49 milletvekilinin bir arpa boyu kadar yol almadığı mecliste sadece 1 milletvekiline büyük anlamlar yüklemek çok saçma bir durumdur, haliyle bunu çok büyük beklentilere endekslemek ve hayat memat meselesine dönüştürmek gerçekçi bir yaklaşım değildir, zira halihazırda zaten cumhuriyet meclisi mevcut yapısıyla halkın iradesini yansıtmıyor, yansıtmadığı gibi halkın ihtiyaçlarına da cevap verebilecek bir fonksiyona sahip değildir.
Nitekim o meclis içinde atama parti başkanları, atama başbakanlar, iki milletvekili ile ülkeyi yönetme yetkisi verilenler, 18 milletvekili ile suya sabuna dokunmadan sözde muhalefet edenler vs. vs. İşte böyle bir meclis de bulunmayı reddeden Kudret Özersay’ın istifası ile eksilen 1 koltuğu doldurma yarışı içine girdi siyasi partiler. Hadi bunu anlaşılır bulalım. Peki anlaşılmayan ne?
Ülkenin getirildiği durum ortada. Hoş madem ki böyle bir konjonktörü içinize sindirip demokrasicilik oynamaya heveslisiniz, bari bunu doğru yapın.
Sami Özuslu, Tacan Reynar ve Abdullah Korkmazhan aday oldular. Hepsine başarılar dilerim. Sol kulvardaki her üç aday da birbirinden kıymetli. Ve fakat toplumsal varoluş mücadelesinde üçünün de onlara oy verecek insanlarımızın da pek farkı yok. Hepsi tertemiz insanlar. Lakin aynı ideolojiler ve ilkeleri benimsemiş siyasi düşüncelere sahip cenahtan neden üç aday var? Bunun mantıklı bir izahı yok elbette, ve haliyle bu anlayışı anlamak mümkün değil.

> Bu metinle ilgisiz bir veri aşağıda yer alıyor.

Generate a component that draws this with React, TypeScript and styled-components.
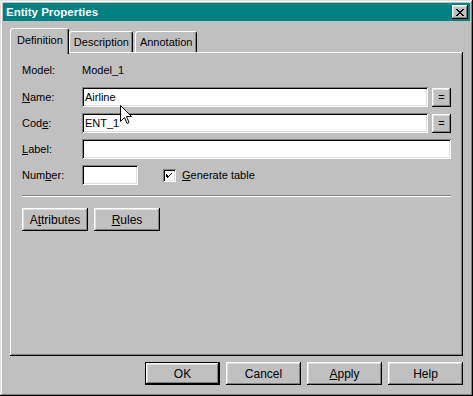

İşin gerçek tarafına bakacak olursak bu adaylardan en az ikisi kaybedecek. Hatta çok büyük ihtimal ile üçü de kaybedecek. Hoş bu adaylardan birisi kazansa” ne olacak sanki? Toplum olarak yok oluşa giderken “Neden birlikte varoluş mücadelesi veremiyoruz?”, “Nedir bu beceriksizliğin nedeni?”, “Öncelik parti mi, yoksa toplumsal fayda sağlamak mı?”